Il nous faut tout de même repartir car l'heure tourne et nous avons encore beaucoup de "route" à faire. Nous ré-embarquons. Mes muscles sont raides des efforts de ce matin, et mon esprit un peu embrumé par le rhum arrangé de Rikou. Le lac est d'huile, la lumière magnifique, et nos superbes bateaux effilés fendent l'eau sans effort. Nous fixons le cap en direction de l'énorme poteaux vert qui marque l'entrée du canal de Savières.
Nous avions prévu d'éventuellement arrêter notre balade ici en cas de fatigue.

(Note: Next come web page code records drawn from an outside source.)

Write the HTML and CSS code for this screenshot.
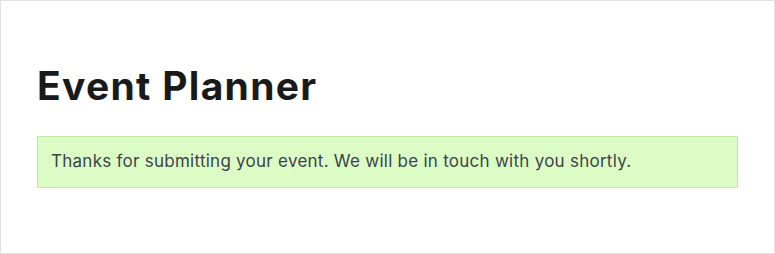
FILE: index.html
```html
<!DOCTYPE html>
<html lang="en">
<head>
<meta charset="utf-8">
<title>Event Planner</title>
<link rel="stylesheet" href="styles.css">
</head>
<body>
<div class="frame">
  <main class="content">
    <h1 class="title">Event Planner</h1>
    <div class="notice">Thanks for submitting your event. We will be in touch with you shortly.</div>
  </main>
</div>
</body>
</html>
```
FILE: styles.css
```css
html, body {
  margin: 0;
  padding: 0;
  height: 100%;
  background: #ffffff;
}
body {
  font-family: Inter, "Noto Sans", sans-serif;
}
.frame {
  box-sizing: border-box;
  height: 254px;
  border: 1px solid #e2e2e2;
  background: #ffffff;
}
.content {
  padding: 61px 36px 0 36px;
}
.title {
  margin: 0 0 26px 0;
  font-size: 39px;
  line-height: 48px;
  font-weight: 650;
  color: #1a1a1a;
  letter-spacing: 1.3px;
}
.notice {
  box-sizing: border-box;
  height: 52px;
  padding: 11px 13px;
  background: #dcfcc6;
  border: 1px solid #c2e8a8;
  color: #3c434a;
  font-size: 17px;
  line-height: 26px;
  letter-spacing: 0.26px;
}
```
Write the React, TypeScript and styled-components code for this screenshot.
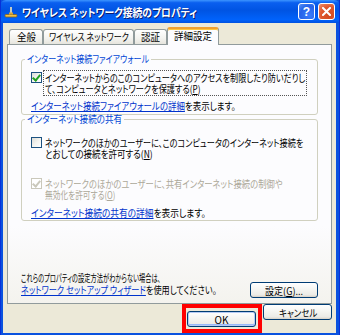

Mais à l'unanimité nous décidons de parcourir le canal jusqu'à Chanaz. C'est une découverte pour certains d'entre nous, mais, même en l'ayant déjà parcouru trois fois, je le trouve toujours aussi magique. Il serpente le long des petites maisons avec pontons et des chemins piétons. Quelques bateaux passent à vitesse réduite. Des martins pêcheurs fuient à notre arrivée. Le faible courant nous pousse vers Chanaz. Tout est calme, luxe, et humidité.
On atteint enfin le port et la digue qui sépare le Rhône sauvage du Rhône navigable. Nous faisons demi-tour vers notre point de départ. Les derniers kilomètres face au courant pèsent sur mes épaules. Il est temps de rentrer.
Peu avant l'arrivée j'aperçois une couleuvre à collier qui prend son bain. C'est le signe que l'hiver n'est pas encore arrivée.
On débarque tant bien que mal sur la berge haute (plutôt mal pour Rake51 qui finit le cul dans l'eau ). On remet les bateaux sur le toit de l'auto, et on se quitte en se promettant de remettre ça vite.
C'était une sacrément bonne journée.
Franchement, je vous conseille d'essayez la rando en kayak. Je vous garantis une sensation de liberté comme vous n'en avez jamais eu.